Course Snack or main course
Place of origin Turkey
Region or state Ankara,[1] Bursa, Erzurum
Creator Ottomans (dates to 18th century)[2]
Serving temperature Hot
Main ingredients Lamb, beef or chicken
Variations İskender, Cağ
Cookbook: Döner kebab  Media: Döner kebab

Döner kebab (/ˈdɒnər kəˈbæb/, /ˈdnər/; Turkish: döner or döner kebap, [døˈnɛɾ ˈcebɑp], in English often spelled doner) is a type of Turkish kebab, made of meat cooked on a vertical rotisserie.[3] Other versions cooked on a vertical rotisserie are the Arab shawarma, Greek Gyros, and Mexican Al pastor.

Seasoned meat stacked in the shape of an inverted cone is turned slowly on the rotisserie, next to a vertical cooking element. The outer layer is sliced vertically into thin shavings as it cooks.

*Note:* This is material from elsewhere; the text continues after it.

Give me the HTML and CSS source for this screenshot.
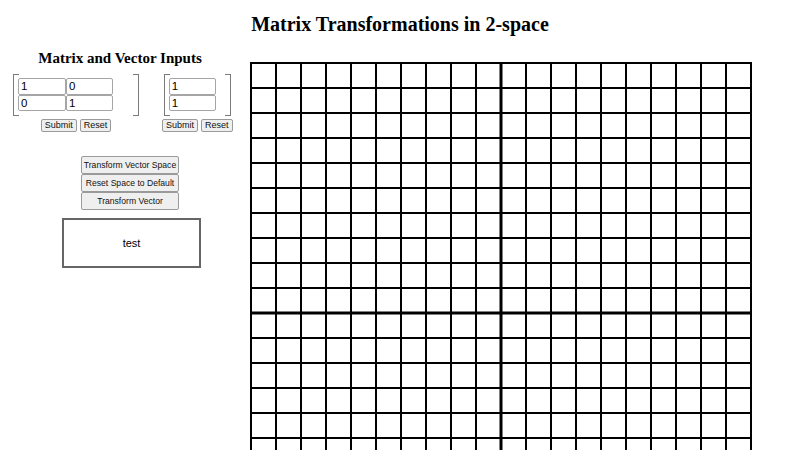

The sliced meat of a döner kebab may be served on a plate with various accompaniments, stuffed into a pita or other type of bread as a sandwich, or wrapped in a thin flatbread such as lavash or yufka, known as a dürüm. Since the early 1970s, the sandwich or wrap form has become popular around the world as a fast food dish sold by kebab shops, and is often called simply "a kebab". The sandwich generally contains salad or vegetables, which may include tomato, lettuce, cabbage, onion with sumac, fresh or pickled cucumber, or chili, and various types of sauces.

History[edit]

Cağ kebabı, a related dish. Note that the meat is horizontally stacked.
Döner being carved in Bursa to prepare İskender kebap
The earliest known photo of döner, by James Robertson, 1855, Ottoman Empire.
Reconstruction of a steam-powered döner rotisserie, at the Istanbul Museum of the History of Science and Technology in Islam.

Before taking its modern form, as mentioned in Ottoman travel books of the 18th century,[4][5] the döner used to be a horizontal stack of meat rather than vertical, like the cağ kebabı of Erzurum. Grilling meat on horizontal skewers has an ancient history in the Eastern Mediterranean, but it is unknown when slices of meat, rather than chunks, were first used.

In his own family biography, İskender Efendi of 19th century Bursa writes that "he and his grandfather had the idea of roasting the lamb vertically rather than horizontally, and invented for that purpose a vertical mangal". Since then, Hacı İskender has been considered the inventor of Turkish döner kebap,[6][need quotation to verify][5] though he might have been preceded by Hamdi Usta from Kastamonu around 1830.[7][8]

With time, the meat took a different marinade, got leaner, and eventually took its modern shape.[5] It was not until a century later, that döner kebab was introduced and popularized in Istanbul, most famously by Beyti Güler. His restaurant, first opened in 1945, was soon discovered by journalists and began serving döner and other kebab dishes to kings, prime ministers, film stars and celebrities.[9] It has been sold in sandwich form in Istanbul since at least the mid-1960s.[10]

The döner kebab, and its derivatives shawarma and gyros, served in a sandwich, came to world-wide prominence in the mid to late 20th century. The first doner kebab shop in London opened in 1966,[11] while Greek-style gyros was already popular in Greece and New York City in 1971.[12]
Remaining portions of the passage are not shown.